Economists expect the Consumer Price Index for the June Quarter - due from StatsNZ - to reflect anecdotal evidence that the pandemic is pushing prices ups.
Inflation is likely to have popped to 3 per cent (year on year), KiwiBank economist Jarrod Kerr writes in his latest economic outlook.
Transport is set to be a big driver for the quarterly rise in prices, Kerr says.
"Global supply-chain disruptions, caused by the pandemic, have led to rising shipping costs and firms are reporting considerable delays in sourcing materials."
Meanwhile global demand was recovering with commodity prices powering ahead.
Global oil prices especially have been on the rise, recently hitting a six-year high, he said.
"The June quarter will see petrol prices caught up in the uptrend.
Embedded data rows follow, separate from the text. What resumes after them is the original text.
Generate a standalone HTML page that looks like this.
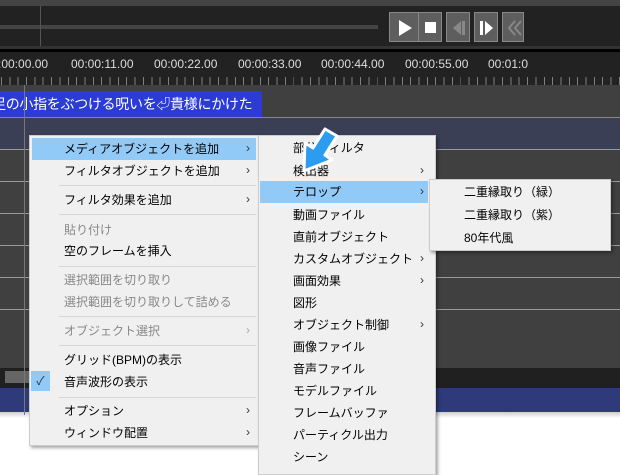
<!DOCTYPE html>
<html><head><meta charset="utf-8"><style>
*{margin:0;padding:0;box-sizing:border-box}
body{width:620px;height:468px;overflow:hidden;background:#fff;position:relative;font-family:"Liberation Sans","Noto Sans CJK JP",sans-serif;font-size:12px}
.a{position:absolute}
.menu{position:absolute;background:#f0f0f0;border:1px solid #ccc;box-shadow:2px 2px 3px rgba(0,0,0,.35)}
.it{position:absolute;left:0;right:0;height:22px;line-height:22px;color:#000;white-space:nowrap}
.dis{color:#888}
.hl{background:#91c9f7}
.sep{position:absolute;height:1px;background:#d5d5d5}
.ar{position:absolute;font-size:12px;color:#333}
.lab{position:absolute;top:57px;color:#ddd;font-size:12px}
.btn{position:absolute;top:12px;width:24px;height:30px;background:#5e5e5e;border:1px solid #888}
</style></head><body>
<div class="a" style="left:0;top:0;width:620px;height:6px;background:#444"></div>
<div class="a" style="left:0;top:6px;width:620px;height:40px;background:#222"></div>
<div class="a" style="left:0;top:25px;width:378px;height:4px;background:#444"></div>
<div class="a" style="left:40px;top:6px;width:1px;height:40px;background:#555"></div>
<div class="a" style="left:0;top:46px;width:620px;height:6px;background:#333"></div>
<div class="a" style="left:0;top:49px;width:620px;height:3px;background:#000"></div>
<div class="btn" style="left:389px;width:31px"><svg width="31" height="30"><path d="M9 7 L22 15 L9 23Z" fill="#fff"/></svg></div>
<div class="btn" style="left:418px"><div class="a" style="left:6px;top:9px;width:11px;height:11px;background:#fff"></div></div>
<div class="btn" style="left:446px"><svg width="24" height="30"><path d="M14 8 L6 15 L14 22Z" fill="#888"/><rect x="15" y="8" width="3" height="14" fill="#888"/></svg></div>
<div class="btn" style="left:474px"><svg width="24" height="30"><rect x="5" y="8" width="3" height="14" fill="#fff"/><path d="M10 8 L18 15 L10 22Z" fill="#fff"/></svg></div>
<div class="btn" style="left:502px;width:22px"><svg width="22" height="30"><path d="M12 8 L6 15 L12 22 M18 8 L12 15 L18 22" stroke="#888" stroke-width="2" fill="none"/></svg></div>
<div class="a" style="left:0;top:52px;width:620px;height:34px;background:#222"></div>
<div class="lab" style="left:-2px">:00:00.00</div><div class="lab" style="left:71px">00:00:11.00</div><div class="lab" style="left:154px">00:00:22.00</div><div class="lab" style="left:238px">00:00:33.00</div><div class="lab" style="left:321px">00:00:44.00</div><div class="lab" style="left:405px">00:00:55.00</div><div class="lab" style="left:488px">00:01:0</div>
<div class="a" style="left:0;top:77px;width:620px;height:8px;background:repeating-linear-gradient(90deg,transparent 0 1px,#888 1px 2px,transparent 2px 8.35px);opacity:.9"></div>
<div class="a" style="left:0;top:85px;width:620px;height:32px;background:#404040"></div>
<div class="a" style="left:0;top:91px;width:262px;height:26px;background:#2b3bd3;color:#fff;font-size:14px;line-height:26px;white-space:nowrap;overflow:hidden"><span style="position:absolute;left:-8px;letter-spacing:-0.3px">足の小指をぶつける呪いを⏎貴様にかけた</span></div>
<div class="a" style="left:0;top:117px;width:620px;height:1px;background:#888"></div>
<div class="a" style="left:0;top:118px;width:620px;height:31px;background:#3b3f55"></div>
<div class="a" style="left:0;top:149px;width:620px;height:192px;background:#404040"></div>
<div class="a" style="left:0;top:149px;width:620px;height:1px;background:#999"></div>
<div class="a" style="left:0;top:181px;width:620px;height:1px;background:#999"></div>
<div class="a" style="left:0;top:213px;width:620px;height:1px;background:#999"></div>
<div class="a" style="left:0;top:245px;width:620px;height:1px;background:#999"></div>
<div class="a" style="left:0;top:277px;width:620px;height:1px;background:#999"></div>
<div class="a" style="left:0;top:309px;width:620px;height:1px;background:#999"></div>
<div class="a" style="left:0;top:341px;width:620px;height:27px;background:#404040"></div>
<div class="a" style="left:0;top:368px;width:620px;height:20px;background:#202020"></div>
<div class="a" style="left:5px;top:371px;width:50px;height:12px;background:#666"></div>
<div class="a" style="left:0;top:388px;width:620px;height:24px;background:#2e3a7a"></div>
<div class="a" style="left:0;top:412px;width:620px;height:6px;background:linear-gradient(#ccc,#fff)"></div>
<div class="a" style="left:24px;top:85px;width:1px;height:330px;background:#777"></div>

<div class="menu" style="left:29px;top:135px;width:230px;height:311px">
<div class="it hl" style="top:2px;left:2px;right:2px;padding-left:32px">メディアオブジェクトを追加</div><span class="ar" style="left:216px;top:5px">›</span>
<div class="it" style="top:24px;padding-left:34px">フィルタオブジェクトを追加</div><span class="ar" style="left:216px;top:27px">›</span>
<div class="sep" style="left:29px;right:2px;top:49px"></div>
<div class="it" style="top:53px;padding-left:34px">フィルタ効果を追加</div><span class="ar" style="left:216px;top:56px">›</span>
<div class="sep" style="left:29px;right:2px;top:78px"></div>
<div class="it dis" style="top:83px;padding-left:34px">貼り付け</div>
<div class="it" style="top:104px;padding-left:34px">空のフレームを挿入</div>
<div class="sep" style="left:29px;right:2px;top:130px"></div>
<div class="it dis" style="top:133px;padding-left:34px">選択範囲を切り取り</div>
<div class="it dis" style="top:155px;padding-left:34px">選択範囲を切り取りして詰める</div>
<div class="sep" style="left:29px;right:2px;top:180px"></div>
<div class="it dis" style="top:184px;padding-left:34px">オブジェクト選択</div><span class="ar" style="left:216px;top:187px;color:#aaa">›</span>
<div class="sep" style="left:29px;right:2px;top:209px"></div>
<div class="it" style="top:213px;padding-left:34px">グリッド(BPM)の表示</div>
<div class="a hl" style="left:1px;top:235px;width:19px;height:20px;text-align:center;line-height:20px;color:#333">✓</div>
<div class="it" style="top:235px;padding-left:34px">音声波形の表示</div>
<div class="sep" style="left:29px;right:2px;top:261px"></div>
<div class="it" style="top:264px;padding-left:34px">オプション</div><span class="ar" style="left:216px;top:267px">›</span>
<div class="it" style="top:286px;padding-left:34px">ウィンドウ配置</div><span class="ar" style="left:216px;top:289px">›</span>
</div>

<div class="menu" style="left:258px;top:135px;width:178px;height:340px">
<div class="it" style="top:1px;padding-left:34px">部分フィルタ</div>
<div class="it" style="top:24px;padding-left:34px">検出器</div><span class="ar" style="left:161px;top:27px">›</span>
<div class="it hl" style="top:45px;left:1px;right:7px;padding-left:33px">テロップ</div><span class="ar" style="left:161px;top:48px">›</span>
<div class="it" style="top:68px;padding-left:34px">動画ファイル</div>
<div class="it" style="top:90px;padding-left:34px">直前オブジェクト</div>
<div class="it" style="top:112px;padding-left:34px">カスタムオブジェクト</div><span class="ar" style="left:161px;top:115px">›</span>
<div class="it" style="top:134px;padding-left:34px">画面効果</div><span class="ar" style="left:161px;top:137px">›</span>
<div class="it" style="top:156px;padding-left:34px">図形</div>
<div class="it" style="top:178px;padding-left:34px">オブジェクト制御</div><span class="ar" style="left:161px;top:181px">›</span>
<div class="it" style="top:200px;padding-left:34px">画像ファイル</div>
<div class="it" style="top:222px;padding-left:34px">音声ファイル</div>
<div class="it" style="top:244px;padding-left:34px">モデルファイル</div>
<div class="it" style="top:266px;padding-left:34px">フレームバッファ</div>
<div class="it" style="top:288px;padding-left:34px">パーティクル出力</div>
<div class="it" style="top:310px;padding-left:34px">シーン</div>
</div>

<div class="menu" style="left:429px;top:179px;width:182px;height:72px">
<div class="it" style="top:1px;padding-left:34px">二重縁取り（緑）</div>
<div class="it" style="top:24px;padding-left:34px">二重縁取り（紫）</div>
<div class="it" style="top:47px;padding-left:34px">80年代風</div>
</div>

<svg class="a" style="left:295px;top:124px" width="50" height="52"><path d="M30 5 L42 12 L30 31 L37 36 L9 47 L10 19 L18 24 Z" fill="#2b9cf0" stroke="#fff" stroke-width="3" stroke-linejoin="round"/></svg>
</body></html>
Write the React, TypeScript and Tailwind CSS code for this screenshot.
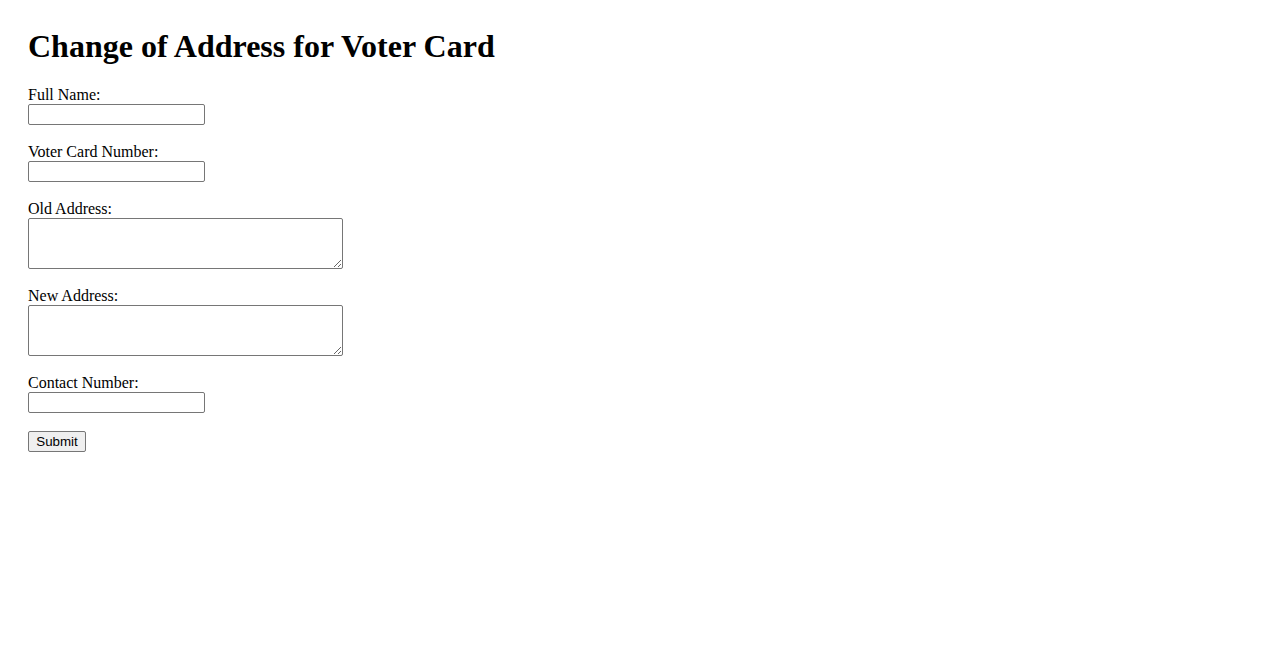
export default function App() {
  const serif = { fontFamily: '"Liberation Serif", "Times New Roman", serif' };
  return (
    <div className="min-h-screen bg-white p-[28px] text-black" style={serif}>
      <h1 className="mb-[21px] text-[32px] font-bold leading-[37px]">
        Change of Address for Voter Card
      </h1>
      <form className="flex flex-col items-start text-[16px]" onSubmit={(e) => e.preventDefault()}>
        <label htmlFor="name" className="block leading-[18px]">Full Name:</label>
        <input id="name" type="text" className="mb-[18px] h-[21px] w-[177px] rounded-[2px] border border-[#767676] bg-white px-[2px] text-[13px]" />

        <label htmlFor="voter" className="block leading-[18px]">Voter Card Number:</label>
        <input id="voter" type="text" className="mb-[18px] h-[21px] w-[177px] rounded-[2px] border border-[#767676] bg-white px-[2px] text-[13px]" />

        <label htmlFor="old" className="block leading-[18px]">Old Address:</label>
        <textarea id="old" className="mb-[18px] h-[51px] w-[315px] rounded-[2px] border border-[#767676] bg-white p-[2px] text-[13px]" />

        <label htmlFor="new" className="block leading-[18px]">New Address:</label>
        <textarea id="new" className="mb-[18px] h-[51px] w-[315px] rounded-[2px] border border-[#767676] bg-white p-[2px] text-[13px]" />

        <label htmlFor="contact" className="block leading-[18px]">Contact Number:</label>
        <input id="contact" type="text" className="mb-[18px] h-[21px] w-[177px] rounded-[2px] border border-[#767676] bg-white px-[2px] text-[13px]" />

        <button
          type="submit"
          className="h-[21px] w-[58px] rounded-[2px] border border-[#767676] bg-[#efefef] text-[13.33px] leading-none"
          style={{ fontFamily: '"Liberation Sans", Arial, sans-serif' }}
        >
          Submit
        </button>
      </form>
    </div>
  );
}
And a rise in petrol prices will be sharp turnaround from the 12 per cent drop we saw last June quarter".
The rampant housing market would also be a source of inflationary
House prices from the residential sales market are not included in the Consumer Price Index but the cost of building and rents are.
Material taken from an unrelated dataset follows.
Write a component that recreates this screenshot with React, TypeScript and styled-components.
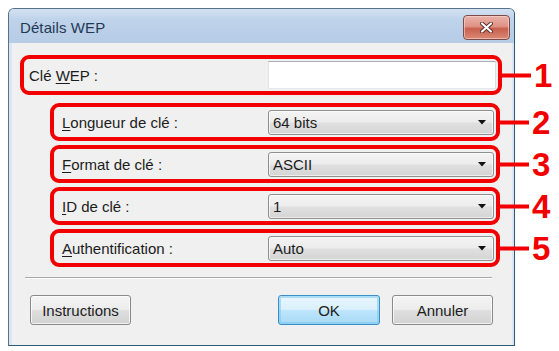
import React from "react";
import styled, { createGlobalStyle } from "styled-components";

const GlobalStyle = createGlobalStyle`
  html, body { margin: 0; padding: 0; background: #ffffff; }
  body { font-family: "Liberation Sans", Arial, sans-serif; }
`;

const Page = styled.div`
  width: 559px;
  height: 351px;
  box-sizing: border-box;
  padding: 8px 0 0 8px;
  background: #ffffff;
  overflow: hidden;
`;

const Window = styled.div`
  width: 507px;
  height: 338px;
  box-sizing: border-box;
  border: 1px solid #56728a;
  border-right-color: #2d5b6f;
  border-bottom-color: #2d5b6f;
  border-radius: 6px 6px 0 0;
  background: #dbe6f2;
  display: flex;
  flex-direction: column;
`;

const TitleBar = styled.div`
  height: 34px;
  flex: 0 0 34px;
  box-sizing: border-box;
  padding: 3px 4px 0 11px;
  display: flex;
  align-items: center;
  justify-content: space-between;
  border-radius: 5px 5px 0 0;
  background: linear-gradient(#d3e2f2 0%, #bfd3ea 30%, #b6cbe5 100%);
`;

const Title = styled.span`
  font-size: 15px;
  color: #1f3856;
  letter-spacing: 0.1px;
`;

const CloseButton = styled.div`
  width: 47px;
  height: 25px;
  box-sizing: border-box;
  border: 1px solid #7d4b47;
  border-radius: 4px;
  background: linear-gradient(#eab3aa 0%, #df9284 45%, #c95f4d 55%, #d98a76 100%);
  box-shadow: inset 0 0 0 1px rgba(255, 220, 215, 0.55);
  display: flex;
  align-items: center;
  justify-content: center;
`;

const Client = styled.div`
  flex: 1;
  margin: 0 2px 0 3px;
  padding-top: 12px;
  background: #f0f0f0;
  display: flex;
  flex-direction: column;
`;

const Field = styled.div<{ $first?: boolean }>`
  position: relative;
  display: flex;
  align-items: center;
  box-sizing: border-box;
  height: ${(p) => (p.$first ? 40 : 38)}px;
  margin: ${(p) => (p.$first ? "0 10px 8px 8px" : "0 12px 4px 38px")};
  padding: ${(p) => (p.$first ? "0 2px 0 5px" : "0 2px 0 8px")};
  border: 4px solid #f20000;
  border-radius: 9px;
`;

const Label = styled.span`
  flex: 1;
  font-size: 15px;
  color: #1c1c1c;
  white-space: nowrap;
  u {
    text-decoration-thickness: 1px;
    text-underline-offset: 2px;
  }
`;

const TextInput = styled.div`
  width: 228px;
  height: 28px;
  box-sizing: border-box;
  border: 1px solid #abadb3;
  border-color: #abadb3 #dbdfe6 #e3e9ef #e2e3ea;
  background: #ffffff;
`;

const Combo = styled.div`
  width: 226px;
  height: 25px;
  box-sizing: border-box;
  border: 1px solid #8f8f8f;
  border-radius: 3px;
  padding: 0 7px 0 4px;
  display: flex;
  align-items: center;
  justify-content: space-between;
  font-size: 15px;
  color: #1c1c1c;
  background: linear-gradient(#f4f4f4 0%, #ececec 48%, #e0e0e0 52%, #d4d4d4 100%);
  box-shadow: inset 0 0 0 1px rgba(255, 255, 255, 0.6);
`;

const Callout = styled.div`
  position: absolute;
  left: calc(100% + 4px);
  top: 50%;
  transform: translateY(-50%);
  display: flex;
  align-items: center;
  gap: 3px;
`;

const Connector = styled.div`
  width: 29px;
  height: 4px;
  background: #f20000;
`;

const Num = styled.span`
  font-family: "Liberation Sans", Arial, sans-serif;
  font-weight: bold;
  font-size: 33px;
  line-height: 1;
  color: #f20000;
`;

const Separator = styled.div`
  margin: 6px 20px 0 13px;
  height: 0;
  border-top: 1px solid #a8a8a8;
  border-bottom: 1px solid #ffffff;
`;

const ButtonRow = styled.div`
  display: flex;
  align-items: center;
  margin-top: 16px;
  padding: 0 19px 0 18px;
  gap: 12px;
`;

const Spacer = styled.div`
  flex: 1;
`;

const Button = styled.div<{ $default?: boolean; $w: number }>`
  width: ${(p) => p.$w}px;
  height: 30px;
  box-sizing: border-box;
  border: 1px solid ${(p) => (p.$default ? "#3c8fc4" : "#8a8a8a")};
  border-radius: 3px;
  display: flex;
  align-items: center;
  justify-content: center;
  font-size: 15px;
  color: #1c1c1c;
  background: ${(p) =>
    p.$default
      ? "linear-gradient(#eaf6fd 0%, #d9f0fc 48%, #bee6fd 52%, #a7d9f5 100%)"
      : "linear-gradient(#f4f4f4 0%, #ececec 48%, #dedede 52%, #d2d2d2 100%)"};
  box-shadow: ${(p) =>
    p.$default
      ? "inset 0 0 0 2px rgba(120, 200, 240, 0.55)"
      : "inset 0 0 0 1px rgba(255, 255, 255, 0.7)"};
`;

const CloseX = () => (
  <svg width="13" height="11" viewBox="0 0 13 11">
    <path d="M2 1.5 L11 9.5 M11 1.5 L2 9.5" stroke="#5a2a26" strokeWidth="4" strokeLinecap="round" />
    <path d="M2 1.5 L11 9.5 M11 1.5 L2 9.5" stroke="#ffffff" strokeWidth="2.2" strokeLinecap="round" />
  </svg>
);

const Arrow = () => (
  <svg width="8" height="5" viewBox="0 0 8 5">
    <path d="M0 0 L8 0 L4 4.5 Z" fill="#111" />
  </svg>
);

const combos = [
  { n: 2, mn: "L", rest: "ongueur de clé :", value: "64 bits" },
  { n: 3, mn: "F", rest: "ormat de clé :", value: "ASCII" },
  { n: 4, mn: "I", rest: "D de clé :", value: "1" },
  { n: 5, mn: "A", rest: "uthentification :", value: "Auto" },
];

export default function App() {
  return (
    <Page>
      <GlobalStyle />
      <Window>
        <TitleBar>
          <Title>Détails WEP</Title>
          <CloseButton>
            <CloseX />
          </CloseButton>
        </TitleBar>
        <Client>
          <Field $first>
            <Label>
              Clé <u>W</u>EP :
            </Label>
            <TextInput />
            <Callout>
              <Connector />
              <Num>1</Num>
            </Callout>
          </Field>
          {combos.map((c) => (
            <Field key={c.n}>
              <Label>
                <u>{c.mn}</u>
                {c.rest}
              </Label>
              <Combo>
                <span>{c.value}</span>
                <Arrow />
              </Combo>
              <Callout>
                <Connector />
                <Num>{c.n}</Num>
              </Callout>
            </Field>
          ))}
          <Separator />
          <ButtonRow>
            <Button $w={101}>Instructions</Button>
            <Spacer />
            <Button $w={102} $default>
              OK
            </Button>
            <Button $w={101}>Annuler</Button>
          </ButtonRow>
        </Client>
      </Window>
    </Page>
  );
}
"Rising raw material costs and capacity constraints will boost home building cost inflation," Kerr said. "Rents may also post a lift in the quarter, as the increased costs due to the Government's decision to remove interest deductibility on investment property are passed on".
ASB economists have 2.8 per cent annual inflation pencilled in for Friday, ahead of the broader market expectation of 2.7 per cent.
Inflation is key to the outlook for the economy because if it rises above the Reserve Bank's target band of 1-3 per cent then interest rats are expected to rise.
The Reserve Bank also delivers a review of the Official Cash Rate on Wednesday.
It is expected to leave the rate unchanged and has said it will look through temporary spikes in inflation caused by pandemic constraints.
But if Friday's CPI inflation figure comes in above 3 per cent then it will face more pressure to move.
The RBNZ's current rate track suggest the first hike will be in the middle of next year but rising inflation expectations have the market economists tipping a move by November.
A strong headline inflation result should not necessarily be viewed as the trigger to OCR hikes, said BNZ head of research Stephen Toplis.
For a start, the RBNZ, in its "May MPS, already forecast an annual outcome of 2.6 per cent, based off a quarterly result of 0.6 per cent," he said.
At issue would be the extent to which the rise is seen as transitory.
Adding to the evidence for the strength of the economy, new electronic card data showed retail spending rose by 0.9 per cent in June.
"That was stronger than the 0.2 per cent gain we expected," said Westpac senior economist Satish Ranchhod.
June's increase added to the picture of strong demand through the middle part of the year, he said.
"In fact, looking at the June quarter as a whole, retail spending levels are up a stonking 5.7 per cent".
It also added to the picture of strength in economic activity ahead of Wednesday's RBNZ policy announcement.
"We expect this week's announcement will see a shift in the RBNZ's policy outlook, with the central bank to set the stage for earlier interest rate increases than had previously been expected," Ranchhod said.